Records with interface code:
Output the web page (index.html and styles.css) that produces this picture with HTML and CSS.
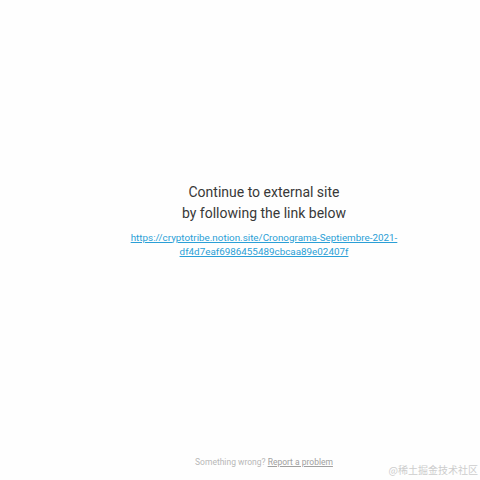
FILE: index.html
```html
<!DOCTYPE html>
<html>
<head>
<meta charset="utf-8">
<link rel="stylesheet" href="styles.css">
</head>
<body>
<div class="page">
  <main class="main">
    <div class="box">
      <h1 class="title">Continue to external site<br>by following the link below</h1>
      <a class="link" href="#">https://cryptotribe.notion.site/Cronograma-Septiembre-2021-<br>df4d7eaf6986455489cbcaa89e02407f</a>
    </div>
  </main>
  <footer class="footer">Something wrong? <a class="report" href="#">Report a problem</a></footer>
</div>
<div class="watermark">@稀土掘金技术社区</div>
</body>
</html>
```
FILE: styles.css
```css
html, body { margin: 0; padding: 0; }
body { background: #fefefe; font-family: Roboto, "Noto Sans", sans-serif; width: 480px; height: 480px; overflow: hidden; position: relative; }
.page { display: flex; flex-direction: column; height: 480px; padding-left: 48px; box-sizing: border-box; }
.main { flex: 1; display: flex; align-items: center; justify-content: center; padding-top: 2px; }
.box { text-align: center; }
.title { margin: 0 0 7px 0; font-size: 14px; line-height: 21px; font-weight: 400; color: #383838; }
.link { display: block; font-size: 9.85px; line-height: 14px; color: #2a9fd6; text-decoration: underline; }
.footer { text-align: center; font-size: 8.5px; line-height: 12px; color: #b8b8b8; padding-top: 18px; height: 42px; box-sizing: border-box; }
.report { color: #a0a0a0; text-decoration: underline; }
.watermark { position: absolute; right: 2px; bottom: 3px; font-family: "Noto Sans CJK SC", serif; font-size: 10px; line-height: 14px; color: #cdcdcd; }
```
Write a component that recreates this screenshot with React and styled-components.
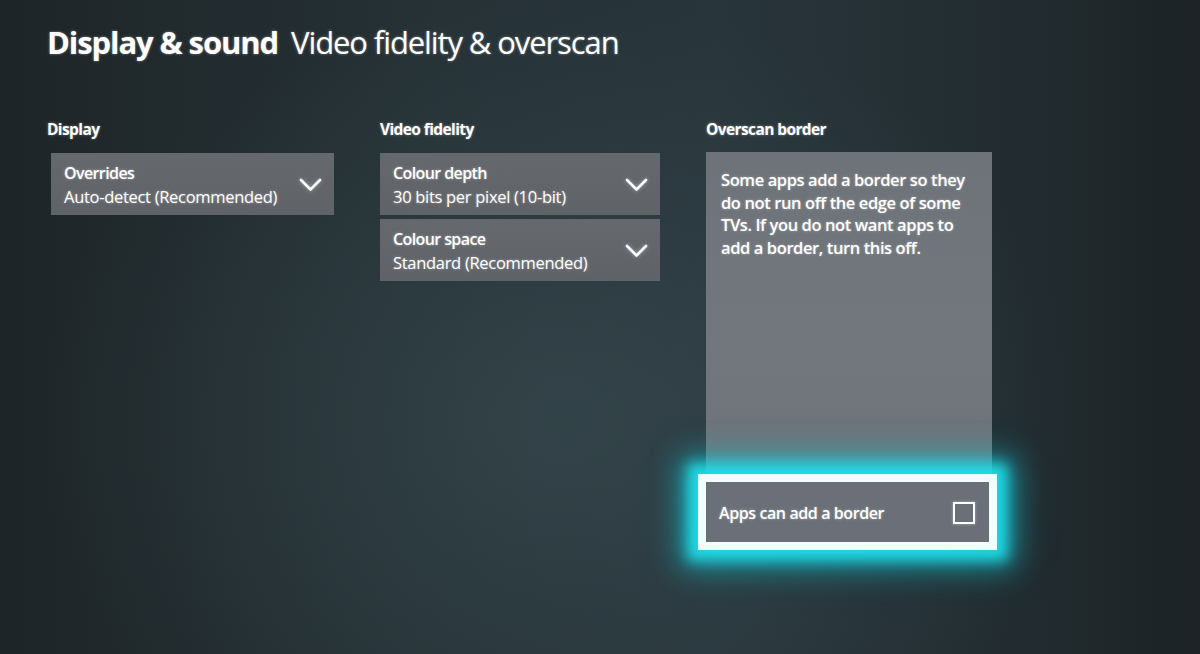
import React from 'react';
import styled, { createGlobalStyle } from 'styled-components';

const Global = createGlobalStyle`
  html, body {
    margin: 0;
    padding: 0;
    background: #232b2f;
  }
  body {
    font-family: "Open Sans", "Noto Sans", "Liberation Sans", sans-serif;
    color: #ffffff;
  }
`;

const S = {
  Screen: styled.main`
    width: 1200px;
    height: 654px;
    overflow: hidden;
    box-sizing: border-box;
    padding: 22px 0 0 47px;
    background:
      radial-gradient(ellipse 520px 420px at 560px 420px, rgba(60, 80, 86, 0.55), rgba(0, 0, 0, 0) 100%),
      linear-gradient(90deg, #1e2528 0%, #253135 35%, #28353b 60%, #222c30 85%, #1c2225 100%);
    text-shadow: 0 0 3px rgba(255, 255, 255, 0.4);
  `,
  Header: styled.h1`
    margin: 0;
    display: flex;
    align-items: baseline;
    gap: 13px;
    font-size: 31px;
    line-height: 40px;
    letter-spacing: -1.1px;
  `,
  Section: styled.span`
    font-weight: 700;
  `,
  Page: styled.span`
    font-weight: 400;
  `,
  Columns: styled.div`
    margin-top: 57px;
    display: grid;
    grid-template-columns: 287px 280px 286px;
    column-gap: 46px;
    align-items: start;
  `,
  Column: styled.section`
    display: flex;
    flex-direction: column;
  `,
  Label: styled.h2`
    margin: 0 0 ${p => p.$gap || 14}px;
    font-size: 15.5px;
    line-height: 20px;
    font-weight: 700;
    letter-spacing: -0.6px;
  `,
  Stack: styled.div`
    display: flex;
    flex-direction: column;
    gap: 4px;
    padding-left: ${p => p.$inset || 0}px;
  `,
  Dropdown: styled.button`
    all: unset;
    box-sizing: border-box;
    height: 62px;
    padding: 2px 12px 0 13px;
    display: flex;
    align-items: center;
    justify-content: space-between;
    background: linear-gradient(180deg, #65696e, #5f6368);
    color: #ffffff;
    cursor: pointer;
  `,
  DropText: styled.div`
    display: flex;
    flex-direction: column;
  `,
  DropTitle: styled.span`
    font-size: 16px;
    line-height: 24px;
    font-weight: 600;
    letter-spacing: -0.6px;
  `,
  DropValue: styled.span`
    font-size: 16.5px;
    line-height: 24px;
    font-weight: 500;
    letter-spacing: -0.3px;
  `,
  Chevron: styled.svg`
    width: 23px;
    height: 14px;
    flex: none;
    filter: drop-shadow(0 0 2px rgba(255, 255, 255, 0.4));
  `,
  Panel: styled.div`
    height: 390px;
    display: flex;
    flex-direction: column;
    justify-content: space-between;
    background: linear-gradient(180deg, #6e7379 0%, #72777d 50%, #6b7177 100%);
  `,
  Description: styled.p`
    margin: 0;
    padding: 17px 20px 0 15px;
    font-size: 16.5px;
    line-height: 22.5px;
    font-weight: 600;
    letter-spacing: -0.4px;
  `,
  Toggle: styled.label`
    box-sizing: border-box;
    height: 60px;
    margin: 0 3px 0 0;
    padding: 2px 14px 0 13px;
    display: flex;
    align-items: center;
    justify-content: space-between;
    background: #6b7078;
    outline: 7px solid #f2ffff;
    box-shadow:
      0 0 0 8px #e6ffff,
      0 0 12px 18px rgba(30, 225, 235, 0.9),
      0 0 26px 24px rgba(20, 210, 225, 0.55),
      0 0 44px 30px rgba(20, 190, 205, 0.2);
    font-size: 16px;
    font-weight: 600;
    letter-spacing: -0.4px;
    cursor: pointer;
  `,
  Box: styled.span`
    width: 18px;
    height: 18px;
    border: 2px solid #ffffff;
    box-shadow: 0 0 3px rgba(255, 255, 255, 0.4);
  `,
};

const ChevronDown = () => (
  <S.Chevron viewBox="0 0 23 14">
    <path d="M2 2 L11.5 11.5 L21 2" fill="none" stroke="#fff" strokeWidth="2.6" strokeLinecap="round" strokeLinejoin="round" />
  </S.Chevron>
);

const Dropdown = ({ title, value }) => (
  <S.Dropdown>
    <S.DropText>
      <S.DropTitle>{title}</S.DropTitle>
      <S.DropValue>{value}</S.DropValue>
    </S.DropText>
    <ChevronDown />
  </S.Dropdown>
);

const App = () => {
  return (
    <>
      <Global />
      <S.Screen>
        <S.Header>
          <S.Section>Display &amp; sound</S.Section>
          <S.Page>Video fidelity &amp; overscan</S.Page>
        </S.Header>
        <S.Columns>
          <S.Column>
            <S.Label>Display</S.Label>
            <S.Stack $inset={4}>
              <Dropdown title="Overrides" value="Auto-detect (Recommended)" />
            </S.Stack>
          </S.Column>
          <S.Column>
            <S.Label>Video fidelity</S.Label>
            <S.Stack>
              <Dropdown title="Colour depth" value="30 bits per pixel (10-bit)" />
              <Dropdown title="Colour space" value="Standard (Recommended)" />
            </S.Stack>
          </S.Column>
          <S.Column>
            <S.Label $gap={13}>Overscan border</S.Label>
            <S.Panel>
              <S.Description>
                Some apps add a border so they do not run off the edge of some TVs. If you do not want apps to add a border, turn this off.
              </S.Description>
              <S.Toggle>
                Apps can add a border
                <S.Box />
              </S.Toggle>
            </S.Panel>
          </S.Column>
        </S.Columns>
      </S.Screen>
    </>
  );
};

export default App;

* [Exercise]:
Pictures are to be left out; repeat all the remaining data exactly.

* [Problem solution]:
Output the web page (index.html and styles.css) that produces this picture with HTML and CSS.
FILE: index.html
```html
<!DOCTYPE html>
<html>
<head>
<meta charset="utf-8">
<link rel="stylesheet" href="styles.css">
</head>
<body>
<div class="page">
  <main class="main">
    <div class="box">
      <h1 class="title">Continue to external site<br>by following the link below</h1>
      <a class="link" href="#">https://cryptotribe.notion.site/Cronograma-Septiembre-2021-<br>df4d7eaf6986455489cbcaa89e02407f</a>
    </div>
  </main>
  <footer class="footer">Something wrong? <a class="report" href="#">Report a problem</a></footer>
</div>
<div class="watermark">@稀土掘金技术社区</div>
</body>
</html>
```
FILE: styles.css
```css
html, body { margin: 0; padding: 0; }
body { background: #fefefe; font-family: Roboto, "Noto Sans", sans-serif; width: 480px; height: 480px; overflow: hidden; position: relative; }
.page { display: flex; flex-direction: column; height: 480px; padding-left: 48px; box-sizing: border-box; }
.main { flex: 1; display: flex; align-items: center; justify-content: center; padding-top: 2px; }
.box { text-align: center; }
.title { margin: 0 0 7px 0; font-size: 14px; line-height: 21px; font-weight: 400; color: #383838; }
.link { display: block; font-size: 9.85px; line-height: 14px; color: #2a9fd6; text-decoration: underline; }
.footer { text-align: center; font-size: 8.5px; line-height: 12px; color: #b8b8b8; padding-top: 18px; height: 42px; box-sizing: border-box; }
.report { color: #a0a0a0; text-decoration: underline; }
.watermark { position: absolute; right: 2px; bottom: 3px; font-family: "Noto Sans CJK SC", serif; font-size: 10px; line-height: 14px; color: #cdcdcd; }
```
Write a component that recreates this screenshot with React and styled-components.
import React from 'react';
import styled, { createGlobalStyle } from 'styled-components';

const Global = createGlobalStyle`
  html, body {
    margin: 0;
    padding: 0;
    background: #232b2f;
  }
  body {
    font-family: "Open Sans", "Noto Sans", "Liberation Sans", sans-serif;
    color: #ffffff;
  }
`;

const S = {
  Screen: styled.main`
    width: 1200px;
    height: 654px;
    overflow: hidden;
    box-sizing: border-box;
    padding: 22px 0 0 47px;
    background:
      radial-gradient(ellipse 520px 420px at 560px 420px, rgba(60, 80, 86, 0.55), rgba(0, 0, 0, 0) 100%),
      linear-gradient(90deg, #1e2528 0%, #253135 35%, #28353b 60%, #222c30 85%, #1c2225 100%);
    text-shadow: 0 0 3px rgba(255, 255, 255, 0.4);
  `,
  Header: styled.h1`
    margin: 0;
    display: flex;
    align-items: baseline;
    gap: 13px;
    font-size: 31px;
    line-height: 40px;
    letter-spacing: -1.1px;
  `,
  Section: styled.span`
    font-weight: 700;
  `,
  Page: styled.span`
    font-weight: 400;
  `,
  Columns: styled.div`
    margin-top: 57px;
    display: grid;
    grid-template-columns: 287px 280px 286px;
    column-gap: 46px;
    align-items: start;
  `,
  Column: styled.section`
    display: flex;
    flex-direction: column;
  `,
  Label: styled.h2`
    margin: 0 0 ${p => p.$gap || 14}px;
    font-size: 15.5px;
    line-height: 20px;
    font-weight: 700;
    letter-spacing: -0.6px;
  `,
  Stack: styled.div`
    display: flex;
    flex-direction: column;
    gap: 4px;
    padding-left: ${p => p.$inset || 0}px;
  `,
  Dropdown: styled.button`
    all: unset;
    box-sizing: border-box;
    height: 62px;
    padding: 2px 12px 0 13px;
    display: flex;
    align-items: center;
    justify-content: space-between;
    background: linear-gradient(180deg, #65696e, #5f6368);
    color: #ffffff;
    cursor: pointer;
  `,
  DropText: styled.div`
    display: flex;
    flex-direction: column;
  `,
  DropTitle: styled.span`
    font-size: 16px;
    line-height: 24px;
    font-weight: 600;
    letter-spacing: -0.6px;
  `,
  DropValue: styled.span`
    font-size: 16.5px;
    line-height: 24px;
    font-weight: 500;
    letter-spacing: -0.3px;
  `,
  Chevron: styled.svg`
    width: 23px;
    height: 14px;
    flex: none;
    filter: drop-shadow(0 0 2px rgba(255, 255, 255, 0.4));
  `,
  Panel: styled.div`
    height: 390px;
    display: flex;
    flex-direction: column;
    justify-content: space-between;
    background: linear-gradient(180deg, #6e7379 0%, #72777d 50%, #6b7177 100%);
  `,
  Description: styled.p`
    margin: 0;
    padding: 17px 20px 0 15px;
    font-size: 16.5px;
    line-height: 22.5px;
    font-weight: 600;
    letter-spacing: -0.4px;
  `,
  Toggle: styled.label`
    box-sizing: border-box;
    height: 60px;
    margin: 0 3px 0 0;
    padding: 2px 14px 0 13px;
    display: flex;
    align-items: center;
    justify-content: space-between;
    background: #6b7078;
    outline: 7px solid #f2ffff;
    box-shadow:
      0 0 0 8px #e6ffff,
      0 0 12px 18px rgba(30, 225, 235, 0.9),
      0 0 26px 24px rgba(20, 210, 225, 0.55),
      0 0 44px 30px rgba(20, 190, 205, 0.2);
    font-size: 16px;
    font-weight: 600;
    letter-spacing: -0.4px;
    cursor: pointer;
  `,
  Box: styled.span`
    width: 18px;
    height: 18px;
    border: 2px solid #ffffff;
    box-shadow: 0 0 3px rgba(255, 255, 255, 0.4);
  `,
};

const ChevronDown = () => (
  <S.Chevron viewBox="0 0 23 14">
    <path d="M2 2 L11.5 11.5 L21 2" fill="none" stroke="#fff" strokeWidth="2.6" strokeLinecap="round" strokeLinejoin="round" />
  </S.Chevron>
);

const Dropdown = ({ title, value }) => (
  <S.Dropdown>
    <S.DropText>
      <S.DropTitle>{title}</S.DropTitle>
      <S.DropValue>{value}</S.DropValue>
    </S.DropText>
    <ChevronDown />
  </S.Dropdown>
);

const App = () => {
  return (
    <>
      <Global />
      <S.Screen>
        <S.Header>
          <S.Section>Display &amp; sound</S.Section>
          <S.Page>Video fidelity &amp; overscan</S.Page>
        </S.Header>
        <S.Columns>
          <S.Column>
            <S.Label>Display</S.Label>
            <S.Stack $inset={4}>
              <Dropdown title="Overrides" value="Auto-detect (Recommended)" />
            </S.Stack>
          </S.Column>
          <S.Column>
            <S.Label>Video fidelity</S.Label>
            <S.Stack>
              <Dropdown title="Colour depth" value="30 bits per pixel (10-bit)" />
              <Dropdown title="Colour space" value="Standard (Recommended)" />
            </S.Stack>
          </S.Column>
          <S.Column>
            <S.Label $gap={13}>Overscan border</S.Label>
            <S.Panel>
              <S.Description>
                Some apps add a border so they do not run off the edge of some TVs. If you do not want apps to add a border, turn this off.
              </S.Description>
              <S.Toggle>
                Apps can add a border
                <S.Box />
              </S.Toggle>
            </S.Panel>
          </S.Column>
        </S.Columns>
      </S.Screen>
    </>
  );
};

export default App;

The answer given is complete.